* [LISTED ENTRIES]:
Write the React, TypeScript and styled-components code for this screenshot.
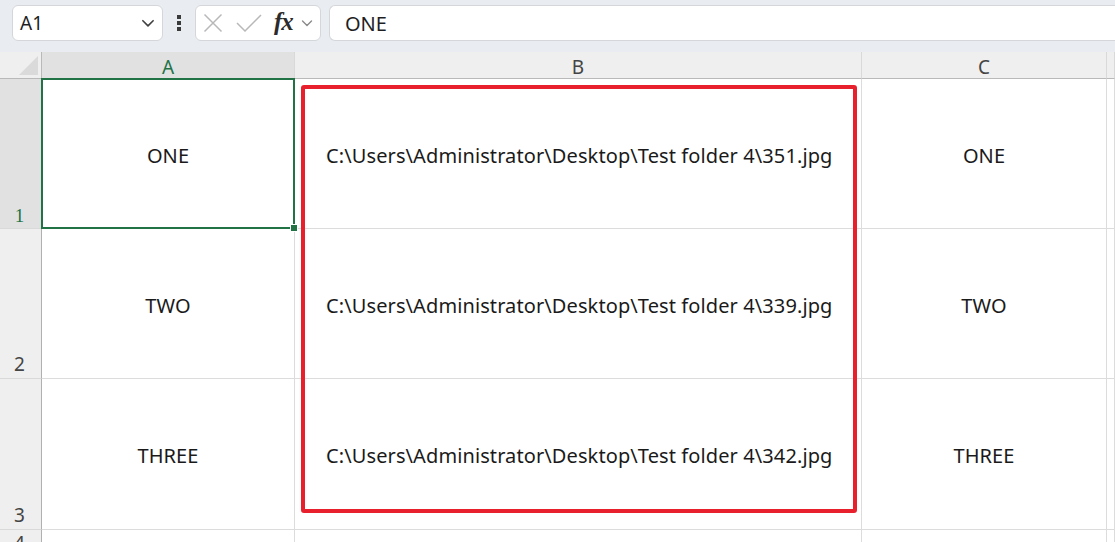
* * *
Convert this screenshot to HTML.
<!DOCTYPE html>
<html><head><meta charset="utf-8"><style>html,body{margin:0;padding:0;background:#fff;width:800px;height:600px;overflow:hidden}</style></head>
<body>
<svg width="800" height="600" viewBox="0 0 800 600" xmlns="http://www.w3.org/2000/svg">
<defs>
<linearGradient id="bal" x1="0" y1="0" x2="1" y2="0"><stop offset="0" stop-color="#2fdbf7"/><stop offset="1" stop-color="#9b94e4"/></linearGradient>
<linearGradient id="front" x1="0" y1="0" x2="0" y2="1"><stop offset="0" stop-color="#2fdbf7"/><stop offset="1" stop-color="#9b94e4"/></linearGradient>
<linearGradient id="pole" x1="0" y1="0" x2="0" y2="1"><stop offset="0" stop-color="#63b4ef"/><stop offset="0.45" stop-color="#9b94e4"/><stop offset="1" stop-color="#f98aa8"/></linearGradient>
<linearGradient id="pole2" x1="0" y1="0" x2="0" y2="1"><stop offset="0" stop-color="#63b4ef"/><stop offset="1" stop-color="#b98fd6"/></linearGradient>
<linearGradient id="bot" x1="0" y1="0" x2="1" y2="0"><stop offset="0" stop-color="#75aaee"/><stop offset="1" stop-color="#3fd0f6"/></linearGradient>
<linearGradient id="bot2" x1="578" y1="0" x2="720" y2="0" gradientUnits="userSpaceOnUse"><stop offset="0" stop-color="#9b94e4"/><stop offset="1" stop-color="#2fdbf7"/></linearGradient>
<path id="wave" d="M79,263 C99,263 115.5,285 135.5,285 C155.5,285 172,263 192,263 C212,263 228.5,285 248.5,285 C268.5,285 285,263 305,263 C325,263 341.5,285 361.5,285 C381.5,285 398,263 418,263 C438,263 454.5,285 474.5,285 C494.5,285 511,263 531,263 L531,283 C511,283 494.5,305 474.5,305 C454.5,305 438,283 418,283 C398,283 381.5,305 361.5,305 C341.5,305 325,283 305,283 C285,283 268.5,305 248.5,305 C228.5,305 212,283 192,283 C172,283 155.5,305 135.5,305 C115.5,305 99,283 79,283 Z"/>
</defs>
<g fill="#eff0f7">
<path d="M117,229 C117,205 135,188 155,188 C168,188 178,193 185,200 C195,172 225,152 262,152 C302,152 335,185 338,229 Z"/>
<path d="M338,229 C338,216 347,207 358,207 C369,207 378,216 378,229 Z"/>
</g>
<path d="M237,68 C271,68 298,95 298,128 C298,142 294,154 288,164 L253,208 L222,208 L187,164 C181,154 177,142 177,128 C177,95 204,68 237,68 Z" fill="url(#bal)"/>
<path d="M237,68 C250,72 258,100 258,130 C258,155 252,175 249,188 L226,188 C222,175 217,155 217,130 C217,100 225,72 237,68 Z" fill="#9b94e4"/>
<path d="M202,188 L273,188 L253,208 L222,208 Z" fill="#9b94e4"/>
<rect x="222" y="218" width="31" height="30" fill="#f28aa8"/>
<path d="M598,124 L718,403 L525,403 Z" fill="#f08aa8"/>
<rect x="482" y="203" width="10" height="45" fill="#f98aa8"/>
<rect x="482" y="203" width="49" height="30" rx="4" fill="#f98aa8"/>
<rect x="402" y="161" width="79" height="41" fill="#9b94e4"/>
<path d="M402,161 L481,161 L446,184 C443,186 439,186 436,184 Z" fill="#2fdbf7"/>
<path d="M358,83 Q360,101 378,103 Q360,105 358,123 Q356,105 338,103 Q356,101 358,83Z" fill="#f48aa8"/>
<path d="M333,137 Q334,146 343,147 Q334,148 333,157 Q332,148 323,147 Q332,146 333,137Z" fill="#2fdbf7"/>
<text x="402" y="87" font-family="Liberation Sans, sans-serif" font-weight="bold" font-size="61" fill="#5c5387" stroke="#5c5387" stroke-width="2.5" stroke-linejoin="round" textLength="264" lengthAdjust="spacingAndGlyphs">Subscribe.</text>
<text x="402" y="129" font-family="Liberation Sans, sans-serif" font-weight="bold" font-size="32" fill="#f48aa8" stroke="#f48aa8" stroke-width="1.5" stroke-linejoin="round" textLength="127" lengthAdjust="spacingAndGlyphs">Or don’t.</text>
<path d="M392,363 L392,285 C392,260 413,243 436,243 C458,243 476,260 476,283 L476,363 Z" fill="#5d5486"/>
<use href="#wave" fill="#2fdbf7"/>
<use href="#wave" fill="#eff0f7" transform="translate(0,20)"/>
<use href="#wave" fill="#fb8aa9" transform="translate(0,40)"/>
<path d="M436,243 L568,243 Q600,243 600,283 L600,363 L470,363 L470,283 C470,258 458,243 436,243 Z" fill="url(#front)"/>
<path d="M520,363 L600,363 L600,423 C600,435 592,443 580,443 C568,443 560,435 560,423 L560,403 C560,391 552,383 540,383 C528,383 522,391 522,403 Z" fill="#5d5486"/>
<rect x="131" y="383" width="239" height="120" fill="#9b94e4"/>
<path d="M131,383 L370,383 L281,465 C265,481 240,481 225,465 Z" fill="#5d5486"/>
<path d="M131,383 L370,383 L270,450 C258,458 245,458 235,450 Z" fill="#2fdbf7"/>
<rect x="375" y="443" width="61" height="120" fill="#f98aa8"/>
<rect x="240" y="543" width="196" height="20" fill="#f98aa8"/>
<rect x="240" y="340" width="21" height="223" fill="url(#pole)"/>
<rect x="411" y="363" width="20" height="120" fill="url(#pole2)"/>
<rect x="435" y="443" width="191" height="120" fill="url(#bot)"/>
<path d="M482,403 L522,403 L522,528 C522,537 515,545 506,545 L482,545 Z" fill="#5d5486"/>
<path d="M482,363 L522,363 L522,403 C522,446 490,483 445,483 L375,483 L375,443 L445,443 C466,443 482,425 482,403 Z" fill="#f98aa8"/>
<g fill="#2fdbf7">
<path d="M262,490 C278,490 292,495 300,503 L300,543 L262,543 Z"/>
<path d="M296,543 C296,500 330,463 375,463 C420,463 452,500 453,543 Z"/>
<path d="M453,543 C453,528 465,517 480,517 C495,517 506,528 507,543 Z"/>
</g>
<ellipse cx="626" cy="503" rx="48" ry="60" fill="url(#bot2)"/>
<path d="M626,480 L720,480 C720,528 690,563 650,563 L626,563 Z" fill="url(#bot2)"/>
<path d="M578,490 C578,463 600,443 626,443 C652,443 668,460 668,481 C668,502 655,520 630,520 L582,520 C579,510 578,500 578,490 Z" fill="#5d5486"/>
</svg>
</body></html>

* [PROBLEM REQUIREMENTS]: In the listing above, locate each line with "this" and copy it.

* [TASK RESULT]:
Write the React, TypeScript and styled-components code for this screenshot.
Convert this screenshot to HTML.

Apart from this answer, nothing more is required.